What PJ Media reported may also carry some weight: “When a similar scenario occurred four years ago, following the death of Antonin Scalia, the Republican-controlled Senate blocked Barack Obama’s nomination of Merrick Garland to the Supreme Court. It was a controversial move, and Ginsburg had something to say about it.”
“That’s their job,” Ginsberg said in July, 2016. “There’s nothing in the Constitution that says the President stops being President in his last year.” And, a few months later she said, “Eight is not a good number for a collegial body that sometimes disagrees.” Justice Sonia Sotomayor, who was with her at the time, agreed: “I think we hope there will be nine as quickly as possible.”
“The Republican position on filling vacancies arising during a presidential election year has been consistent and follows historical norms,” wrote judicialnetwork.com. The record is as follows:
* “When the same party controls the White House and the Senate (e.g., now), the confirmation process proceeds as usual and the nominee is almost always confirmed. A new justice has been confirmed 8 out of 10 times this has happened.”
* “When different parties control the White House and the Senate (e.g., in 2016) the confirmation process either does not proceed or proceeds and the nomination usually fails. In the handful of instances when such nominations proceeded (excluding one case in which there was a recess appointment), they failed 4 out of 6 times.”
Some accuse the Republicans of trying to rush the process. However, other confirmations have been completed in a short time frame.
“According to Senate records,” The Federalist reports, “Justices Ginsburg, John Paul Stevens, and Sandra Day O’Connor were all confirmed in a short period of time. Stevens’s confirmation in 1975 took 19 days, O’Connor’s confirmation in 1981 took 33 days, and Ginsburg’s confirmation in 1993 took 42 days.”
Sen. Lindsey Graham, R-Ga., offered additional information. “The two biggest changes regarding the Senate and judicial confirmations that have occurred in the last decade have come from Democrats.
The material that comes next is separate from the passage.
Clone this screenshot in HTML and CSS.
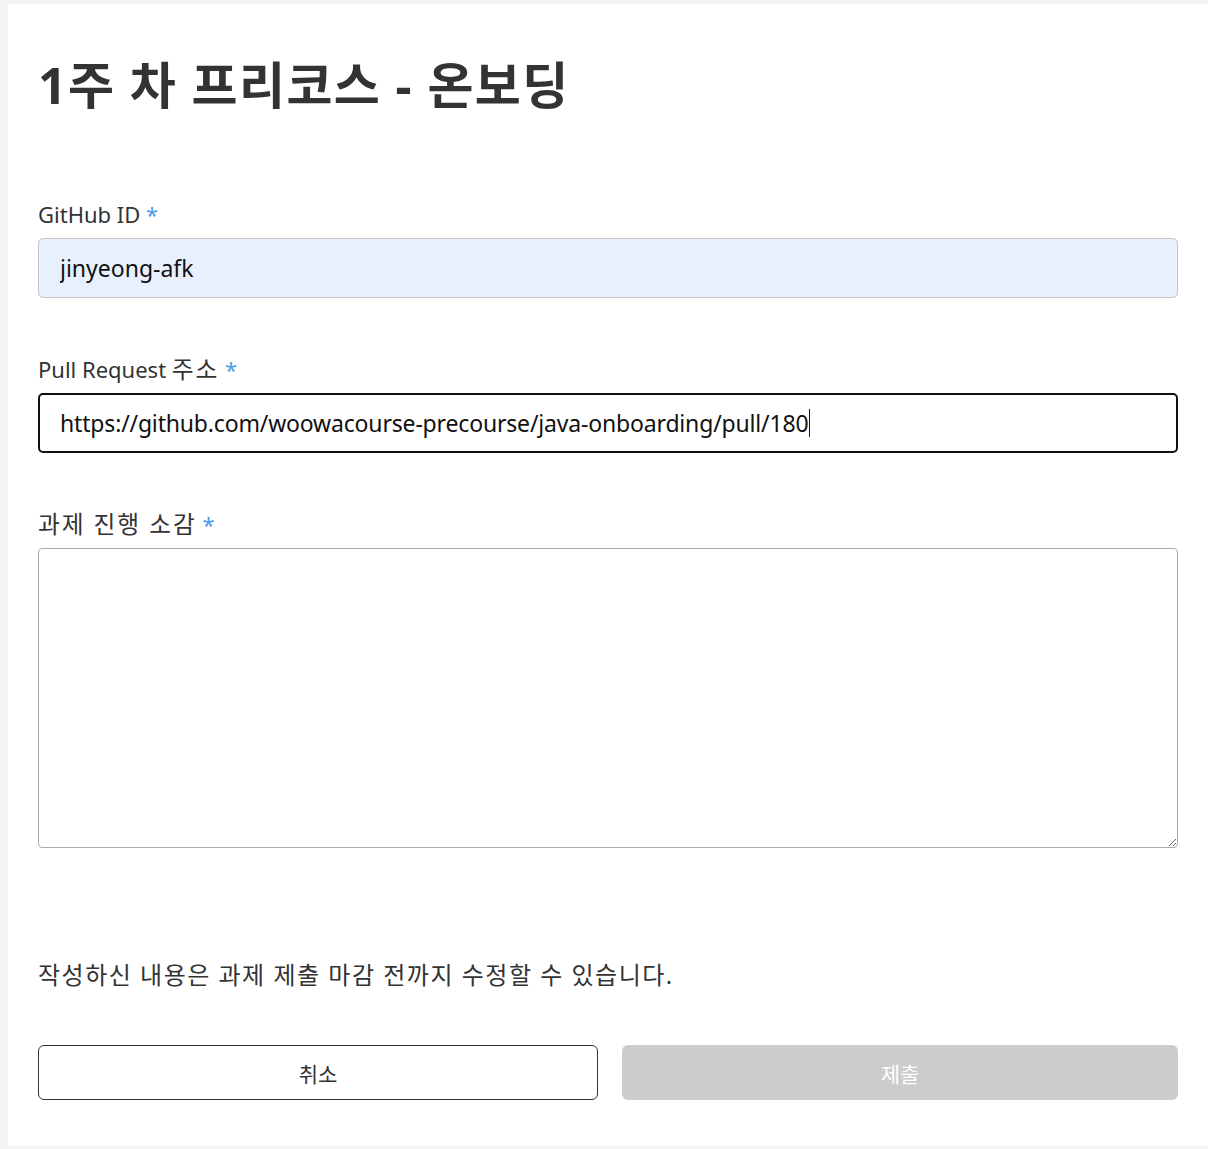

Harry Reid changed the rules to allow a simple majority vote for Circuit Court nominees, dealing out the minority. Chuck Schumer and his friends in the liberal media conspired to destroy the life of Brett Kavanaugh and hold that Supreme Court seat open.”
And, each side has produced comments from members of the other side that contradict their current positions. Fox News “Media Buzz” host Howard Kurtz noted that politicians do exhibit “flexibility” from time to time.
However, there are activist justices on federal courts, including the late Justice Ginsburg, who insert their personal or political beliefs into their work. They view the Constitution as a “living” document, the meaning of which changes with the winds of cultural evolution or personal preference, instead of applying the Constitution’s original meaning. That destroys a stable judicial system. Justices and judges must apply the law, not make law.
If removing President Donald Trump from office was a legitimate effort to protect the country, then stabilizing the judicial system with judges who honor the Constitution and laws as they are written, and not as they wish they were written, certainly is, also.